L'affaiblissement considérable du rôle du Parlement n'est pas lié au non-cumul, mais au fait que le Gouvernement est maître de l'ordre du jour, les députés ayant très peu l'initiative des lois et leurs votes pouvant être contournés par des mécanismes tels que la seconde délibération, entre autres. Cet affaiblissement contraste sans doute avec le maintien des moyens d'action des élus locaux. Pour autant, l'addition des pouvoirs ne restaurera pas la confiance perdue de nos compatriotes dans l'action parlementaire.

L'inversion du calendrier électoral constitue en revanche une mesure simple et centrale pour redonner au Parlement son autonomie par rapport à l'exécutif. Il importe de décorréler l'élection présidentielle des élections législatives, pour sortir de la spirale du fait majoritaire. Pour être effective, la mesure doit toutefois s'accompagner de la fin du pouvoir discrétionnaire de dissolution de l'Assemblée nationale dont dispose le Président de la République. Cette proposition aurait pu être défendue dans notre hémicycle et sans doute aurions-nous été nombreux à nous y associer car, oui, elle redonnerait son véritable rôle au Parlement.

Mais revoir le calendrier électoral n'est pas suffisant. Il est temps de repenser totalement nos institutions et plus précisément la place des citoyens et des citoyennes en leur sein. Ils et elles ne veulent plus être réduits à un rôle de spectateurs. Le renouvellement des élus ne doit pas représenter l'unique mode de participation à la vie publique.

Ainsi, cela fait maintenant des années qu'aucun Président de la République n'a eu recours au référendum, et pour cause : nous nous souvenons tous et toutes du traitement réservé au résultat du dernier. En 2005, une majorité de Français se sont déplacés pour dire non à la ratification du projet de traité établissant une Constitution pour l'Europe. La campagne fut démocratique et le résultat sans appel. Pourtant, deux ans plus tard, cette expression populaire a été tout simplement balayée par le Gouvernement nouvellement élu, provoquant une véritable fracture démocratique. Aurions-nous peur de l'expression des citoyens lorsqu'elle se différencie de l'avis de ceux qui gouvernent ? C'est ce que nos compatriotes ont alors perçu.

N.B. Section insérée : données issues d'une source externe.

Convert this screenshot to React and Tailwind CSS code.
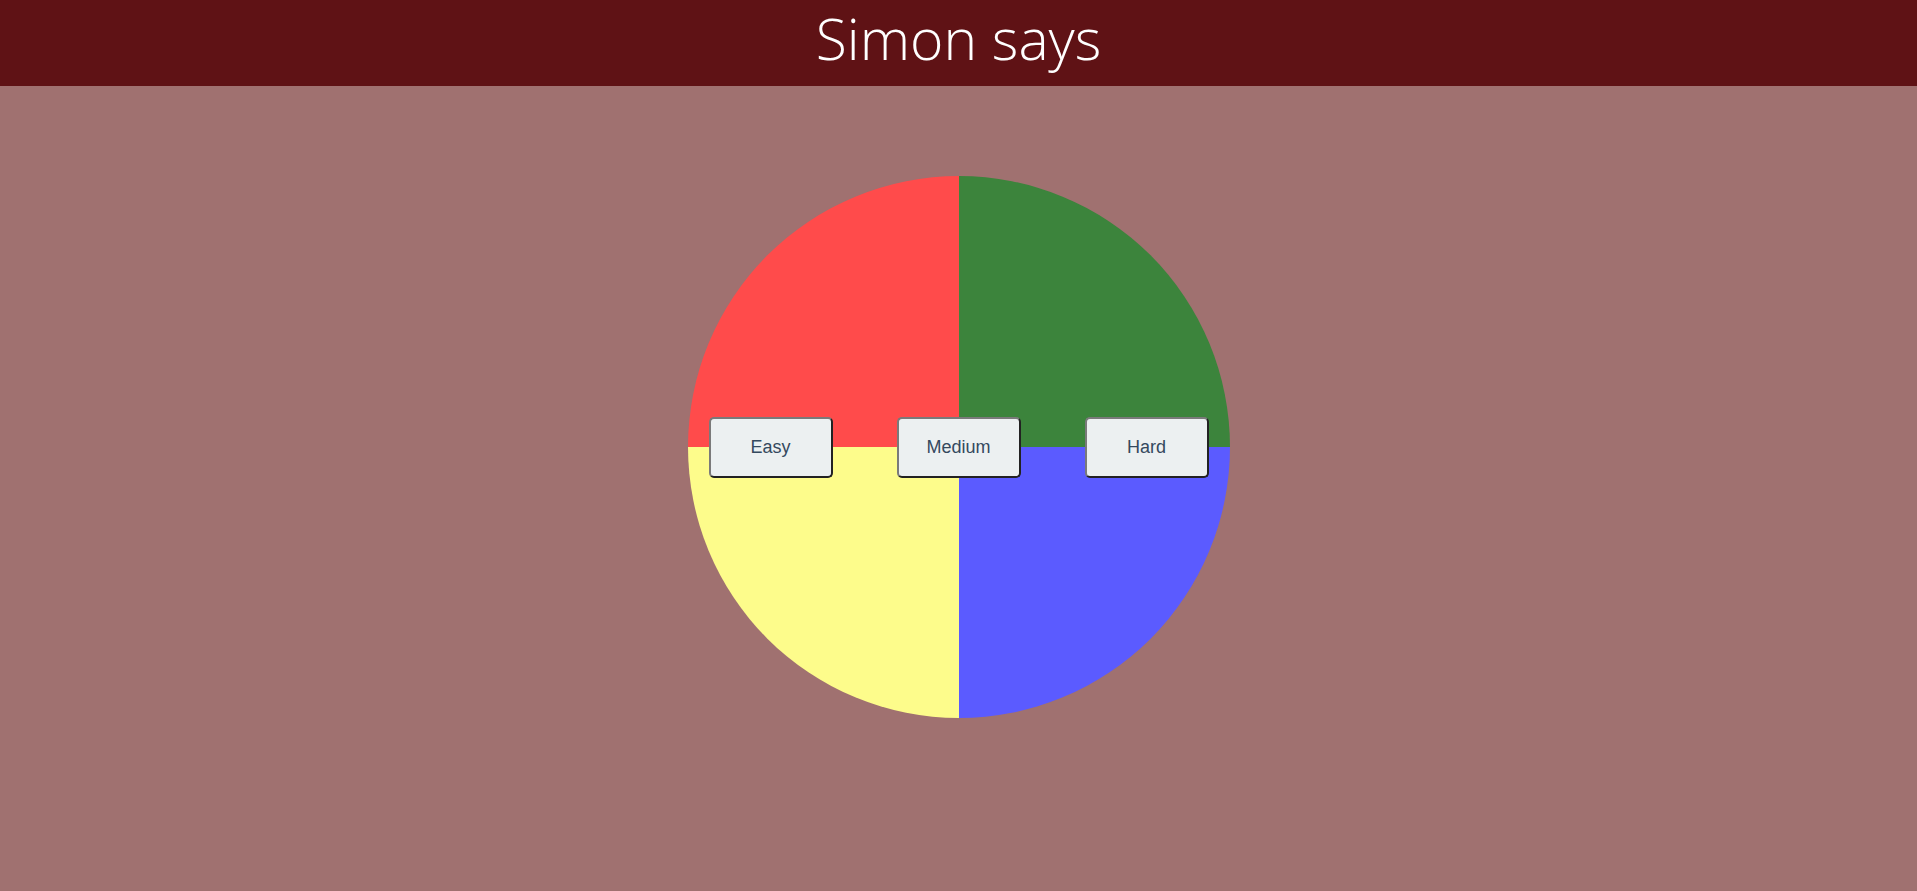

L'avènement d'une VIe République doit répondre à ces enjeux démocratiques, redonner du pouvoir au Parlement, casser la monarchie présidentielle, installer la proportionnelle, renforcer les collectivités territoriales, lieux par excellence de l'exercice de la citoyenneté, multiplier les lieux d'écoute et d'échange, en allant chercher des publics souvent éloignés de la chose publique. Tel est le fil conducteur du groupe de la Gauche démocrate et républicaine, lorsque nous travaillons sur les sujets institutionnels et de démocratie. C'est parce que nous la pensons inefficace et inadaptée que nous voterons contre cette proposition de loi.